Taliban zihniyeti, klasik mezhebi metinlere bağlı, içtihada yer vermeyen, bu nedenle inanırken ve yaşarken tarihsel, sosyal ve kültürel şartları dışlayan dar bakışlı bir çeşit dini metinciliği temsil etmektedir.
Zahiri metincilik temel olunca, rasyonel düşünce ortadan kalkmaktadır. Umumi menfaatler, maslahatlar ve imaj bütünüyle göz ardı edilmektedir. Artık Hanefi mezhebinin sadece adı ve kitapları vardır. Mezhebin usulü bir değer ifade etmez. Örneğin kadınlara İslam adına çalışma yasağı getiren Taliban, savaştan sonra dul kalan 400.000 Afganlı kadının halihazırdaki durumunu ve istikbalini düşünmez.
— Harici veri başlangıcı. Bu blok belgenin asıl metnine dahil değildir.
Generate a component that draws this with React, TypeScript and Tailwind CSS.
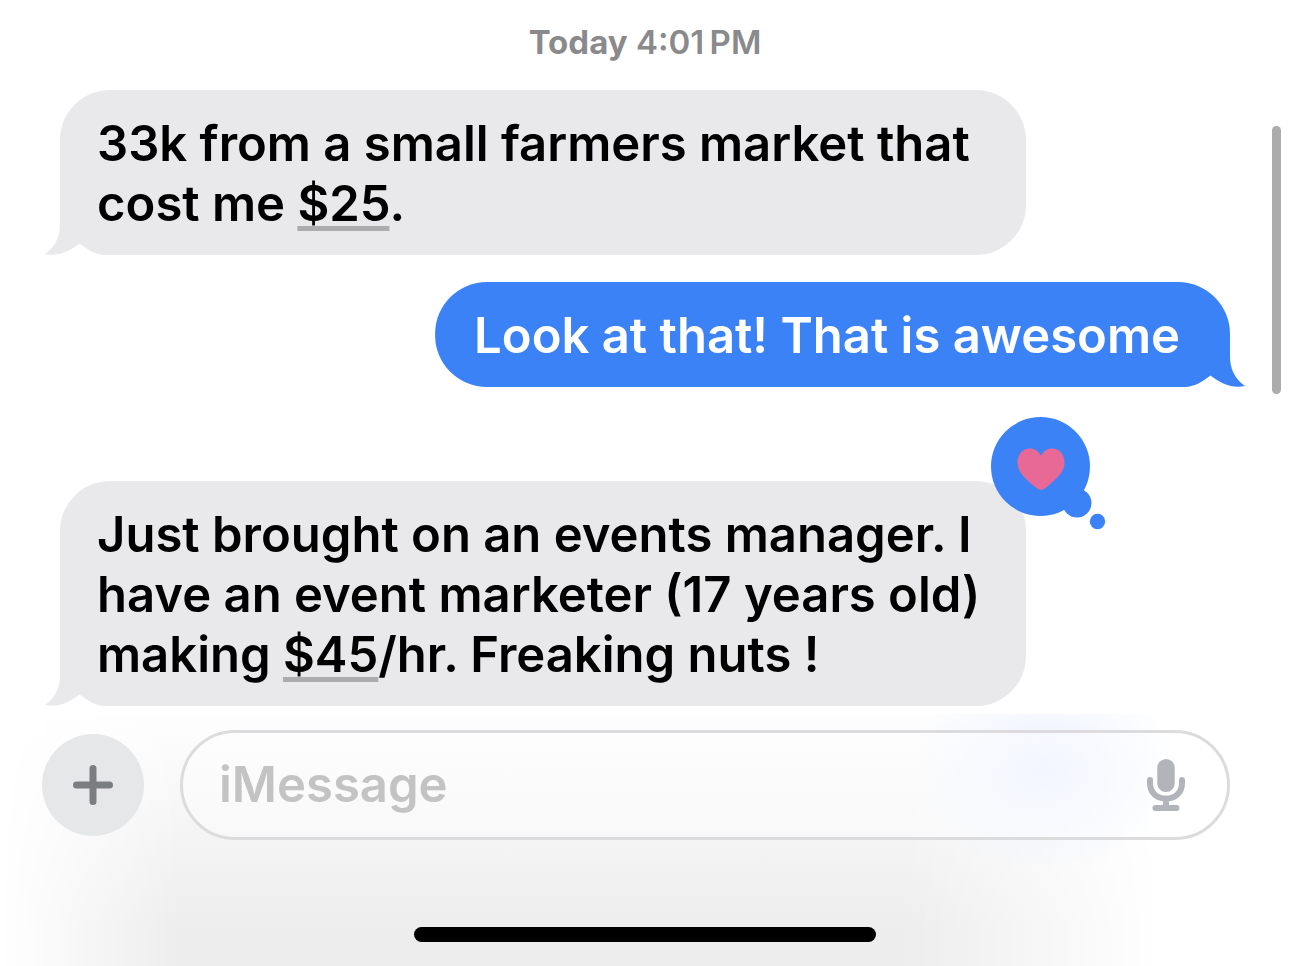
import { PropsWithChildren } from "react";

const Tail = ({ className }: { className: string }) => (
  <svg
    viewBox="0 0 60 36"
    aria-hidden="true"
    className={`absolute bottom-0 h-9 w-15 fill-current ${className}`}
  >
    <path d="M15 0V5C15 17 11 27 0 35C13 38 25 32 34.500 24.500C43 31 51 36 60 36V0Z" />
  </svg>
);

const Received = ({ children }: PropsWithChildren) => (
  <div className="relative max-w-[966px] self-start text-[#e9e9eb]">
    <div className="absolute inset-0 rounded-t-[50px] rounded-br-[50px] bg-current [clip-path:polygon(0_0,100%_0,100%_100%,44px_100%,44px_calc(100%-35px),0_calc(100%-35px))]" />
    <Tail className="-left-[15px]" />
    <p className="relative pt-6 pr-9 pb-[21px] pl-[37px] text-[49px] leading-[60px] font-semibold text-black">
      {children}
    </p>
  </div>
);

const Sent = ({ children }: PropsWithChildren) => (
  <div className="relative max-w-[966px] self-end text-[#3c82f7]">
    <div className="absolute inset-0 rounded-l-[52px] rounded-tr-[52px] bg-current [clip-path:polygon(0_0,100%_0,100%_calc(100%-35px),calc(100%-44px)_calc(100%-35px),calc(100%-44px)_100%,0_100%)]" />
    <Tail className="-right-[15px] -scale-x-100" />
    <p className="relative pt-6 pr-[50px] pb-[21px] pl-[39px] text-[49px] leading-[60px] font-semibold text-white">
      {children}
    </p>
  </div>
);

const Amount = ({ children }: PropsWithChildren) => (
  <a
    href="#"
    className="underline decoration-[#acacae] decoration-[5px] underline-offset-[5px] [text-decoration-skip-ink:none]"
  >
    {children}
  </a>
);

const LoveReaction = () => (
  <svg
    viewBox="0 0 115 114"
    role="img"
    aria-label="Loved"
    className="absolute -top-16 -right-20 h-[114px] w-[115px]"
  >
    <g fill="#3c82f7">
      <circle cx="49.500" cy="49.500" r="49.500" />
      <circle cx="86" cy="86" r="14.500" />
      <circle cx="106.500" cy="104.500" r="7.700" />
    </g>
    <path
      fill="#e86996"
      d="M50 38.500C47 34 43.500 31.500 39 31.500C31.500 31.500 26.500 37.500 26.500 45.500C26.500 54 32 60 46.500 71.800Q50 74 53.500 71.800C68 60 73.500 54 73.500 45.500C73.500 37.500 68.500 31.500 61 31.500C56.500 31.500 53 34 50 38.500Z"
    />
  </svg>
);

const PlusIcon = () => (
  <svg
    viewBox="0 0 40 40"
    aria-hidden="true"
    className="size-10 stroke-[#7b7e81]"
    strokeWidth="7"
    strokeLinecap="round"
  >
    <path d="M20 3.500V36.500M3.500 20H36.500" />
  </svg>
);

const MicIcon = () => (
  <svg
    viewBox="0 0 38 52"
    aria-hidden="true"
    className="h-[52px] w-[38px] text-[#b1b5b9]"
    fill="none"
    stroke="currentColor"
    strokeWidth="6"
    strokeLinecap="round"
  >
    <rect x="10.300" y="0" width="17.400" height="33" rx="8.700" fill="currentColor" stroke="none" />
    <path d="M3 21V24C3 33.500 9.500 39.500 19 39.500S35 33.500 35 24V21M19 41V48" />
    <path d="M8.500 49H29.500" />
  </svg>
);

const Composer = () => (
  <footer className="relative mt-2 flex flex-1 flex-col overflow-hidden">
    <div className="absolute inset-0 bg-linear-to-b from-[#fefefe] via-[#f2f2f2] via-60% to-[#ededed] to-85% [mask-image:linear-gradient(to_right,transparent,black_14%,black_70%,transparent_90%)]" />
    <div className="absolute top-0 left-[70%] h-40 w-[22%] bg-[radial-gradient(ellipse_at_50%_35%,#eaf0ff,transparent_68%)]" />
    <form
      className="relative flex items-center gap-9 pt-4 pr-15 pl-[42px]"
      onSubmit={(e) => e.preventDefault()}
    >
      <button
        type="button"
        aria-label="Add attachment"
        className="flex size-[102px] shrink-0 items-center justify-center rounded-full bg-[#e6e7e9]"
      >
        <PlusIcon />
      </button>
      <div className="flex h-[110px] flex-1 items-center rounded-full border-3 border-[#dcdcde] bg-white/40 pr-[42px] pl-9">
        <input
          type="text"
          aria-label="iMessage"
          placeholder="iMessage"
          className="min-w-0 flex-1 bg-transparent text-[49px] leading-[60px] font-semibold outline-none placeholder:text-[#c3c3c4]"
        />
        <button type="button" aria-label="Dictate">
          <MicIcon />
        </button>
      </div>
    </form>
    <div className="relative mx-auto mt-auto mb-6 h-[15px] w-[462px] rounded-full bg-black" />
  </footer>
);

const App = () => {
  return (
    <div className="relative flex min-h-screen flex-col bg-white font-['Inter','Liberation_Sans',sans-serif]">
      <main className="flex flex-col px-15 pt-[22px]">
        <p className="text-center text-[33px] leading-10 font-semibold text-[#8a8a8d]">
          <span className="font-bold">Today</span> 4:01{"\u2009"}PM
        </p>
        <div className="mt-7 flex flex-col">
          <Received>
            33k from a small farmers market that cost me <Amount>$25</Amount>.
          </Received>
          <div className="mt-[27px] flex flex-col">
            <Sent>Look at that! That is awesome</Sent>
          </div>
          <div className="relative mt-[94px] flex flex-col self-start">
            <Received>
              Just brought on an events manager. I have an event marketer (17
              years old) making <Amount>$45</Amount>/hr. Freaking nuts !
            </Received>
            <LoveReaction />
          </div>
        </div>
      </main>
      <Composer />
      <div className="absolute top-[126px] right-[9px] h-[268px] w-[9px] rounded-full bg-[#acacac]" />
    </div>
  );
};

export default App;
Sağlık kurumlarında doktor ve hemşire, okullarda bayan öğretmen yokluğundan dolayı yaşanacak sorunları hiç aklına getirmez. Yine Taliban, Bamyan’da yaklaşık 1500 yıllık tarihi Buda heykellerini yıkarken, Budistlerin yaşadığı ülkelerde ve özellikle Hindistan’da bulunan Müslüman azınlığın karşılaşacakları risk ve tehlikeleri göz önüne almaz. Taliban için geçerli olan, saygın alimlerinin verdikleri karardır. Bu arada “Onların Allah’ı bırakıp taptıklarına sövmeyin; sonra, onlar da bilmeyerek Allah’a söverler” (el-En’am: 108) ayeti görmezlikten gelinir.
Körü körüne metincilik, daha çağdaş hükümler çıkarma hususunda bütün kapıları Taliban’a kapamaktadır.
Taliban zihniyetinde yerel örf ve adetler de dini kurallar haline gelmiştir. Son olarak Selefi anlayışın veya Vehhabiliğin, Taliban zihniyetinin oluşumuna etkisi, akliliğin, Taliban’ın Hanefiliğinde neredeyse tamamen yok olmasında yatar.